Business-Minded Legal Solutions

3 things to know as business owners prep for 2018 tax filings

Business owners are preparing to file for taxes under a whole new federal income tax regime. The Tax Cuts and Jobs Act (TCJA) passed last year led to the biggest change to the tax code in decades. A number of these changes directly impact small and medium sized businesses. Three specific changes to keep in mind when gathering data and documents for your returns include:

  • Qualified business income (QBI). As noted in a previous post available here, the TCJA changed how the IRS treats QBI. Essentially, the new law provides for a deduction of up to 20 percent of QBI for pass-through business entities. The post noted above provides more details on the criteria to qualify for the deduction and various exceptions.
  • Corporations. A business that is incorporated as a corporation should keep an eye on two big changes. First, the new tax law has changed the federal income tax rate. In the past, this rate was set on a sliding scale. It began at 15 percent and topped off at 35 percent. This is no longer the case. The TCJA has created a flat 21 percent corporate rate–potentially leading to big tax savings and less confusion. The second change involves the corporate alternative minimum tax. The TCJA repeated this tax, likely to the benefit of small and medium sized businesses throughout the country.
  • Business vehicles. Business owners who use a vehicle more than 50% for business can take advantage of a dramatically increased luxury auto depreciation allowance. The new tax law sets deduction limits for vehicles placed in service after December 31, 2017 at $10,000 for the first year ($18,000 if you claim first-year bonus depreciation), $16,000 for year 2,  $9,600 for year 3, and the $5,760/year until it is fully depreciated.
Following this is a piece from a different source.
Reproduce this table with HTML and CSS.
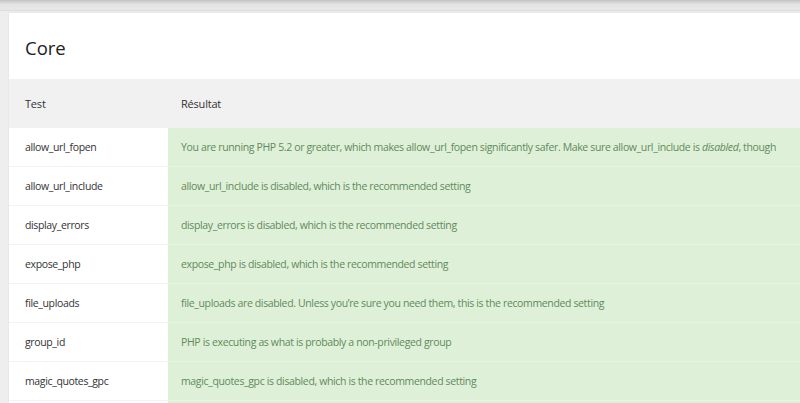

The allowance is prorated if the vehicle is not used 100% for business. There is also a 100% first year bonus depreciation option available for certain new heavy SUVs, pickups and vans. 

These are just a few of the many changes that impact small businesses as they file their tax returns for the 2018 tax year. We will provide additional posts in the future touching on other ways the new tax law could impact your business interests.